Voraussetzungen für eine lernförderliche Nachmittagsbetreuung mit fremdsprachlichem Schwerpunkt

Das Ganztagsangebot insgesamt muss zielgerichtet gemacht werden. Unabhängig davon wer die Kinder wann betreut, müssen die Beteiligten klare Leitvorstellungen für ihre Bildungs- und Erziehungsarbeit haben. Hier ist das Ministerium aufgefordert, Rahmenpläne vorzulegen, an denen sich die Schulen orientieren können.

Auf lokaler Ebene ist eine enge Zusammenarbeit aller derer notwendig, die für die Kinder vor- und nachmittags verantwortlich sind. Zu diesem Zweck müssen Konferenzen institutionalisiert werden, an denen Lehrer wie Betreuer gemeinsam teilnehmen. Regelmäßige Zusammenkünfte ermöglichen einen intensiven Austausch über die Kinder sowie Absprachen über Themen, Gegenstände und die gemeinsame Nutzung von Materialien und Medien, z.B. Audiocassetten und CDs aus dem Englischunterricht.

Um das frühe Englischlernen wirkungsvoll zu unterstützen, müssen diejenigen, die die Kinder nachmittags betreuen, eine fremdsprachendidaktische Schulung erhalten. Damit sie die Arbeit vom Vormittag fachgerecht ergänzen können, müssen die bestehenden Fortbildungsmaßnahmen, mit denen amtierende Grundschullehrkräfte auf die Einführung des Englischunterrichts notdürftig vorbereitet wurden, auf das Betreuungspersonal ausgeweitet werden.

Da fremdsprachliche Kompetenz die Grundvoraussetzung für die Vermittlung einer Fremdsprache ist, müssen diejenigen, die im Nachmittagsprogramm fremdsprachige Aufgaben übernehmen, in ihrem eigenen Gebrauch der englischen Sprache geschult werden.
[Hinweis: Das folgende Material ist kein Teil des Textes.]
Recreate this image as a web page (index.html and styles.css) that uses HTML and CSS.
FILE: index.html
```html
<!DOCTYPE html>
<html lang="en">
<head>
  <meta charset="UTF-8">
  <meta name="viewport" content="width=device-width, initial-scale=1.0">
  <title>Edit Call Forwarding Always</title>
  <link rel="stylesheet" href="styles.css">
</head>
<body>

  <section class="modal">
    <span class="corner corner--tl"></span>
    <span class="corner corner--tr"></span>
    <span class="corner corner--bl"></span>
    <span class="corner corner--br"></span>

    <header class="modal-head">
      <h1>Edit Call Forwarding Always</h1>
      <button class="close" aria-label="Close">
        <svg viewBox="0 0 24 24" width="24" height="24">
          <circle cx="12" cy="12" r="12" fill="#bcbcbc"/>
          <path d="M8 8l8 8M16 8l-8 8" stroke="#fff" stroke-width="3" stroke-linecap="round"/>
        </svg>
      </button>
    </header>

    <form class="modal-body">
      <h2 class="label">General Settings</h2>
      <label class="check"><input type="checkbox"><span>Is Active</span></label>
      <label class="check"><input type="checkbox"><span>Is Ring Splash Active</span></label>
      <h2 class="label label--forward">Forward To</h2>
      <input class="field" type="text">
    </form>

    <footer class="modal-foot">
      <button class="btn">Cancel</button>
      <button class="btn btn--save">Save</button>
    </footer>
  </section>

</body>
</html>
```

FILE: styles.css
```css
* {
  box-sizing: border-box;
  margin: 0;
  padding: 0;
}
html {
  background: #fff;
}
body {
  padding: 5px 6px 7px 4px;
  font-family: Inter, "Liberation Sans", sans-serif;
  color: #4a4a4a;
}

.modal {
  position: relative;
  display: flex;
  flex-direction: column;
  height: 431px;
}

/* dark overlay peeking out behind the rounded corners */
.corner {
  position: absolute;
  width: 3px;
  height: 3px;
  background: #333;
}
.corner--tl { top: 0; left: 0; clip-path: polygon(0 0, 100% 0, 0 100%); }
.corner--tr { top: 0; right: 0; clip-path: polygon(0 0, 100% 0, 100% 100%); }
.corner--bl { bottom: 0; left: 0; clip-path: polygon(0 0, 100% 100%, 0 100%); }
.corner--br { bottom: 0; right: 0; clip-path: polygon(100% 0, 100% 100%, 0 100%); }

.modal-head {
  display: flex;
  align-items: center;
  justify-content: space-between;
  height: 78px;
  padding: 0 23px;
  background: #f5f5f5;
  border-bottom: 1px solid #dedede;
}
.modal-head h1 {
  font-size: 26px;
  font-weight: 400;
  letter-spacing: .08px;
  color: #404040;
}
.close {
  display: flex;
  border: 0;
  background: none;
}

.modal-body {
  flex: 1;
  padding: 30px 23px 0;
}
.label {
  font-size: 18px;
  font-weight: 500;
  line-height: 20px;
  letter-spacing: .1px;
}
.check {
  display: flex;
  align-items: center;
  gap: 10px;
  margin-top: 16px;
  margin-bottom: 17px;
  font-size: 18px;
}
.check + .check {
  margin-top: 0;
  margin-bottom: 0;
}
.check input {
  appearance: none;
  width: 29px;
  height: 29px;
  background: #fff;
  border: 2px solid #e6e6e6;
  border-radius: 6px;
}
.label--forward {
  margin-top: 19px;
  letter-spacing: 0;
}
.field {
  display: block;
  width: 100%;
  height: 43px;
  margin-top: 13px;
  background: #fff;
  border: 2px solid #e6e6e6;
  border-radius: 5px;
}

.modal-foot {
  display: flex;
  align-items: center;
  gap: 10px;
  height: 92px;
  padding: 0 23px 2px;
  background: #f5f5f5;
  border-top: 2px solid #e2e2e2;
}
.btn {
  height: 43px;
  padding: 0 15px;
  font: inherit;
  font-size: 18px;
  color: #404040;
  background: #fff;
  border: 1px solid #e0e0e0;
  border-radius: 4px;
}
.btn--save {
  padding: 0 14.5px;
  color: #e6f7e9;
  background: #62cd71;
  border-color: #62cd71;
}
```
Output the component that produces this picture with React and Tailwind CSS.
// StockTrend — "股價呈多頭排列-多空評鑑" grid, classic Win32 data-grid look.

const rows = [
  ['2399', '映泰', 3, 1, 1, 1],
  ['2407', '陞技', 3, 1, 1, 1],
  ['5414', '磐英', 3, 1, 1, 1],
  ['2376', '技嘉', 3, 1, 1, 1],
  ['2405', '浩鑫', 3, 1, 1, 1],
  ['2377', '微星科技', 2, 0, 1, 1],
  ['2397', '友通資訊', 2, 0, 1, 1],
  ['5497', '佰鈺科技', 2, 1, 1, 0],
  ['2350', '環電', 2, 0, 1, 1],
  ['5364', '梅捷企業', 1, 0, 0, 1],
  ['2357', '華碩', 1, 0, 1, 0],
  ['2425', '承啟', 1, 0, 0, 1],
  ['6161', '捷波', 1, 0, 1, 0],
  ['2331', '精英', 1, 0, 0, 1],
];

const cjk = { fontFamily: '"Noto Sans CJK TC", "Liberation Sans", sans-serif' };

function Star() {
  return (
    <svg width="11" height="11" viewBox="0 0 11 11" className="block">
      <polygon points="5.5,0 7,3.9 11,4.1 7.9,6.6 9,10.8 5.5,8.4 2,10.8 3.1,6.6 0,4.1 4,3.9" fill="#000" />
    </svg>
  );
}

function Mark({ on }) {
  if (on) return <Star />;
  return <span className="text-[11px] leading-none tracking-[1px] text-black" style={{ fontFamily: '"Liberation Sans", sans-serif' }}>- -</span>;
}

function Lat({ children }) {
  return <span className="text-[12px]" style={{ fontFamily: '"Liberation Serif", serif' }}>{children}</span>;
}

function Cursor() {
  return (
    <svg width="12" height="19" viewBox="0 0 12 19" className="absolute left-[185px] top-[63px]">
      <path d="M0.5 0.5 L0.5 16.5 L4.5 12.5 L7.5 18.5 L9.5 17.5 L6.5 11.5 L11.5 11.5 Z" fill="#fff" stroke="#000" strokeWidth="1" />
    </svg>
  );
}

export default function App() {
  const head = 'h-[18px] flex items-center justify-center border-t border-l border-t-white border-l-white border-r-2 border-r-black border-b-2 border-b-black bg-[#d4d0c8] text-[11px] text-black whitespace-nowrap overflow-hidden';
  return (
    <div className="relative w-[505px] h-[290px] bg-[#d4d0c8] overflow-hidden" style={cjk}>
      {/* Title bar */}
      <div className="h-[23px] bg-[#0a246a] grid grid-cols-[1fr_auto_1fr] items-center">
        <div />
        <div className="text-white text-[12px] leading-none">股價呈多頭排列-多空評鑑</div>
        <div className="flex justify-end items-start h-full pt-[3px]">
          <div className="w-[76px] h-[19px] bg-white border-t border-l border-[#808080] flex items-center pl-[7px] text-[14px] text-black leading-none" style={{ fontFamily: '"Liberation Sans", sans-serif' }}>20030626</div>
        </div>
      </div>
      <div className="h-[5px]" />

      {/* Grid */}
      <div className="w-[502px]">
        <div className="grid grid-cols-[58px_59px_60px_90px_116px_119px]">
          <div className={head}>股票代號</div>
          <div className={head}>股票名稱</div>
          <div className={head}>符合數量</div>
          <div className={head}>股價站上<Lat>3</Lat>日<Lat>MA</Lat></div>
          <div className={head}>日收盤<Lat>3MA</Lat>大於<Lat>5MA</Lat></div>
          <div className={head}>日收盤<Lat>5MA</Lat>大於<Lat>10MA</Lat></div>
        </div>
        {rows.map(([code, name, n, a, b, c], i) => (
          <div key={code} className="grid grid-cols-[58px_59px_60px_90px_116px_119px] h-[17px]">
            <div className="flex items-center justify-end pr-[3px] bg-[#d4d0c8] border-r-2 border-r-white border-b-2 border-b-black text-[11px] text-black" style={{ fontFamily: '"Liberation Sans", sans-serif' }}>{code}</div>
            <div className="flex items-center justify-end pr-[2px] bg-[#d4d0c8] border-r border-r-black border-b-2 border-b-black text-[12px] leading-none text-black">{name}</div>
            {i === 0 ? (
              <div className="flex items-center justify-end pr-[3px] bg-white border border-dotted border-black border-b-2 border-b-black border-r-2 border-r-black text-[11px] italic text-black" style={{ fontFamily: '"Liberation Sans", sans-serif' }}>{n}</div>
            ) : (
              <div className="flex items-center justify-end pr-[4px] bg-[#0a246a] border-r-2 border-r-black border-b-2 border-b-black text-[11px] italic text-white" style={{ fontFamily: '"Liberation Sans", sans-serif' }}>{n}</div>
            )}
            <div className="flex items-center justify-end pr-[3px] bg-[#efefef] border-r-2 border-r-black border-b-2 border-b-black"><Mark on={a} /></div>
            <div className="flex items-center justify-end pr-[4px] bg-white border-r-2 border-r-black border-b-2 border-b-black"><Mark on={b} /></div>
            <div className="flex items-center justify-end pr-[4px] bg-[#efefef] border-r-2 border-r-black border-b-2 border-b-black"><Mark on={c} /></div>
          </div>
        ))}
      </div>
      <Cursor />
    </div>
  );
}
Eine gute Aussprache, ein kindgemäßer Wortschatz und der flüssige Gebrauch eines idiomatischen Englisch sind auf Seiten der Betreuer unverzichtbar, wenn sie das Englischlernen der Dritt- und Viertklässler vorteilhaft unterstützen sollen.
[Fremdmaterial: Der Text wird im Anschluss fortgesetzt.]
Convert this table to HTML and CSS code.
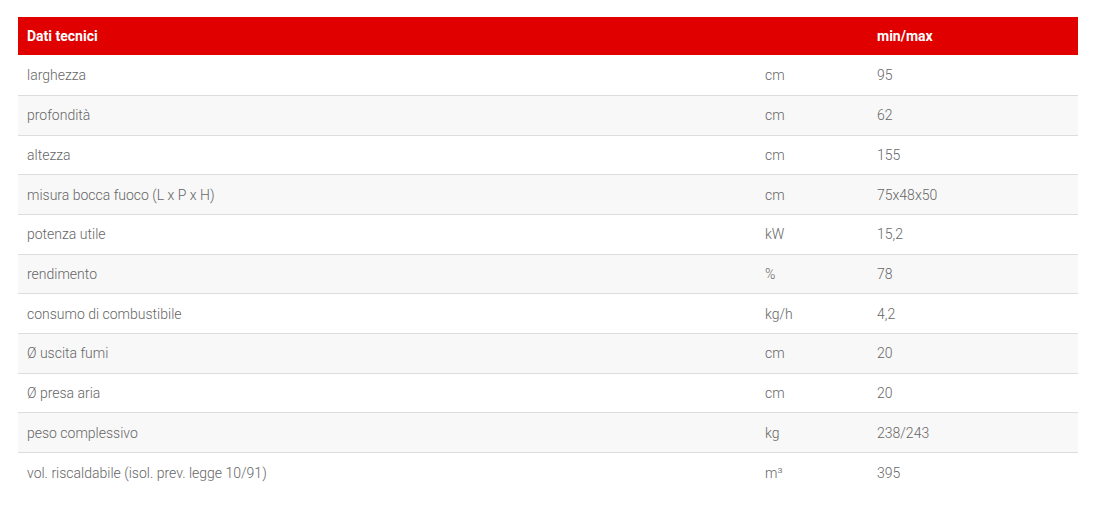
FILE: index.html
```html
<!DOCTYPE html>
<html lang="it">
<head>
<meta charset="utf-8">
<link rel="stylesheet" href="styles.css">
</head>
<body>
<table class="specs">
  <colgroup>
    <col class="c-name"><col class="c-unit"><col class="c-val">
  </colgroup>
  <thead>
    <tr><th>Dati tecnici</th><th></th><th>min/max</th></tr>
  </thead>
  <tbody>
    <tr><td>larghezza</td><td>cm</td><td>95</td></tr>
    <tr><td>profondità</td><td>cm</td><td>62</td></tr>
    <tr><td>altezza</td><td>cm</td><td>155</td></tr>
    <tr><td>misura bocca fuoco (L x P x H)</td><td>cm</td><td>75x48x50</td></tr>
    <tr><td>potenza utile</td><td>kW</td><td>15,2</td></tr>
    <tr><td>rendimento</td><td>%</td><td>78</td></tr>
    <tr><td>consumo di combustibile</td><td>kg/h</td><td>4,2</td></tr>
    <tr><td>Ø uscita fumi</td><td>cm</td><td>20</td></tr>
    <tr><td>Ø presa aria</td><td>cm</td><td>20</td></tr>
    <tr><td>peso complessivo</td><td>kg</td><td>238/243</td></tr>
    <tr><td>vol. riscaldabile (isol. prev. legge 10/91)</td><td>m³</td><td>395</td></tr>
  </tbody>
</table>
</body>
</html>
```
FILE: styles.css
```css
html, body {
  margin: 0;
  background: #fff;
}
body {
  padding: 17px 20px 0 18px;
  font-family: Roboto, "Liberation Sans", sans-serif;
}
.specs {
  width: 1060px;
  border-collapse: collapse;
  table-layout: fixed;
}
.c-name { width: 738px; }
.c-unit { width: 112px; }
.c-val { width: 210px; }
.specs th {
  background: #e00000;
  color: #fff;
  font-weight: 700;
  font-size: 14px;
  text-align: left;
  height: 38px;
  padding: 0 9px;
  box-sizing: border-box;
}
.specs td {
  font-weight: 300;
  font-size: 14px;
  color: #666;
  height: 39.67px;
  padding: 0 9px;
  box-sizing: border-box;
  border-bottom: 1px solid #ddd;
}
.specs tbody tr:first-child td {
  height: 40.67px;
}
.specs tbody tr:nth-child(even) td {
  background: #f8f8f8;
}
.specs tbody tr:last-child td {
  border-bottom: none;
}
```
Investitionen in die Zukunft

Wenn schulisches Lernen intensiviert und verbessert werden soll, muss schulischer Unterricht ausgedehnt und von qualifizierten Lehrkräften getragen werden. Dies mag derzeit nicht finanzierbar erscheinen. Doch auf lange Sicht können wir uns ein Sparen an der Bildung, ein Sparen an der Zukunft, nicht leisten.